# Vanagon conversion



## vanman (Feb 20, 2020)

First wanted to say - wonderful community you all have here!  I've caught the EV conversion bug and would appreciate help vetting my plans. I want to convert a VW Vanagon to an EV - thankfully this has been done before, so at least I know it's possible.

I have very limited space and will have to pay for storage while the car's immobile, so I'm planning on doing the build in a (maybe) strange order:
1. before buying the car - buy the electronics and a "minimum viable battery" and get working together on a benchtop so I don't have to pay for space during this time
2. do as much mechanical work as I can ahead of time
3. buy and convert the car as quickly as possible (and no doubt realize everything's been done wrong)

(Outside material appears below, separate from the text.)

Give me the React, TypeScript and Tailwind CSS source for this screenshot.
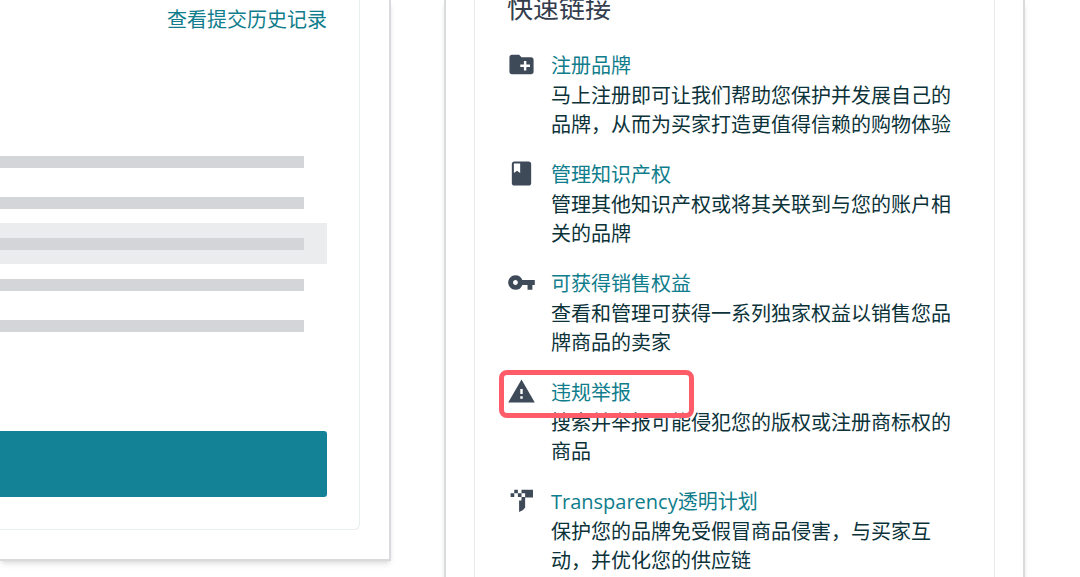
import React from "react";
import { MdCreateNewFolder, MdVpnKey, MdWarning } from "react-icons/md";

const BookIcon = () => (
  <svg viewBox="0 0 24 24" className="size-[29px]" fill="currentColor">
    <path
      fillRule="evenodd"
      d="M18 2H6c-1.1 0-2 .9-2 2v16c0 1.1.9 2 2 2h12c1.1 0 2-.9 2-2V4c0-1.1-.9-2-2-2zM5.700 3.700h5.200v7.800l-2.600-1.700-2.600 1.700z"
    />
  </svg>
);

const TransparencyIcon = () => (
  <svg viewBox="0 0 24 24" className="size-[29px]" fill="currentColor">
    <path d="M6 3h3v3H6zM3 6h3v3H3zM9 6h3v3H9zM12 3h9.500v6.500H15V6h-3zM12 9h3v9l-2 2-3 1.500V12h2z" />
  </svg>
);

const quickLinks = [
  {
    icon: <MdCreateNewFolder className="size-[29px]" />,
    title: "注册品牌",
    text: "马上注册即可让我们帮助您保护并发展自己的品牌，从而为买家打造更值得信赖的购物体验",
  },
  {
    icon: <BookIcon />,
    title: "管理知识产权",
    text: "管理其他知识产权或将其关联到与您的账户相关的品牌",
  },
  {
    icon: <MdVpnKey className="size-[29px]" />,
    title: "可获得销售权益",
    text: "查看和管理可获得一系列独家权益以销售您品牌商品的卖家",
  },
  {
    icon: <MdWarning className="size-[29px]" />,
    title: "违规举报",
    text: "搜索并举报可能侵犯您的版权或注册商标权的商品",
    highlighted: true,
  },
  {
    icon: <TransparencyIcon />,
    title: "Transparency透明计划",
    text: "保护您的品牌免受假冒商品侵害，与买家互动，并优化您的供应链",
  },
];

const placeholderRows = [false, false, true, false, false];

const SubmissionsCard = () => {
  return (
    <section className="border-r-2 border-b-2 border-[#d9dadd] pr-[29px] pb-[29px] shadow-md">
      <div className="rounded-br-md border-r border-b border-[#e9eeee] pr-8 pb-8">
        <div className="flex justify-end pt-[5px]">
          <a href="#" className="text-[20px] leading-[30px] text-[#0f7d8c]">
            查看提交历史记录
          </a>
        </div>

        <div className="mt-[106px]">
          {placeholderRows.map((active, i) => (
            <div
              key={i}
              className={`flex h-[41px] items-center pr-[23px] ${
                active ? "bg-[#ebecee]" : ""
              }`}
            >
              <div className="h-3 w-full bg-[#d4d5d9]" />
            </div>
          ))}
        </div>

        <button
          type="button"
          aria-label="提交"
          className="mt-[85px] block h-[66px] w-full rounded-r-[3px] bg-[#148296]"
        />
      </div>
    </section>
  );
};

const QuickLinksCard = () => {
  return (
    <section className="border-x-2 border-[#d9dcdd] px-7 shadow-md">
      <div className="border-x border-[#e9ebec] px-8 pb-10">
        <h2 className="-mt-2.5 text-[26px] leading-9 text-[#333d4d]">
          快速链接
        </h2>

        <ul className="mt-6 flex flex-col gap-5">
          {quickLinks.map((link) => (
            <li key={link.title} className="relative flex gap-[15px]">
              <span className="shrink-0 text-[#3f4a59]">{link.icon}</span>
              <div>
                <a
                  href="#"
                  className="block text-[20px] leading-[31px] text-[#0f7d8c]"
                >
                  {link.title}
                </a>
                <p className="text-[20px] leading-[29px] text-[#0b3239]">
                  {link.text}
                </p>
              </div>
              {link.highlighted && (
                <span className="pointer-events-none absolute -top-[7px] -left-2 h-12 w-[195px] rounded-lg border-5 border-[#ff5c6a]" />
              )}
            </li>
          ))}
        </ul>
      </div>
    </section>
  );
};

const App = () => {
  return (
    <main className="grid h-screen grid-cols-[391fr_581fr] items-start gap-[53px] overflow-hidden bg-white pr-[55px] font-['Open_Sans','Noto_Sans_CJK_SC',sans-serif]">
      <SubmissionsCard />
      <QuickLinksCard />
    </main>
  );
};

export default App;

Think that's reasonable? Any reason I shouldn't try to get things working on a bench before buying the car? I expect some wiring might end up being the wrong length, but not sure why else this would be a bad idea.

Major parts:
- VW vanagon
- tesla model s drive unit (direct drive, starter kit from ev west)
- LG Chem batteries (6 in series to start (=> 365v, 15.6kWh) as the "minimal" battery, to be expanded later)
- charger: TSM2500? nominal voltage is 312v but seems to be able to go up to 420v...
- dilithium bms
- dc-dc converter: used chevy volt converter?
- thermal management: not sure - would be nice to find some pre-made liquid heating/cooling plates for the batteries

So - do my plans and parts list make sense? Any recommendations? Thanks for reading this far!


----------



## brian_ (Feb 7, 2017)

Do you know where you will be placing the battery modules? If they are in the same arrangement as they are on a Chrysler Pacifica Hybrid, you could use the whole Pacifica pack with its cooling system... used, of course.


----------



## daltonguitar (Apr 18, 2018)

Hey, cool to see your doing an EV Vanagon version; I'm in the middle of doing one as well! Just wanted to throw in my two cents on what your doing.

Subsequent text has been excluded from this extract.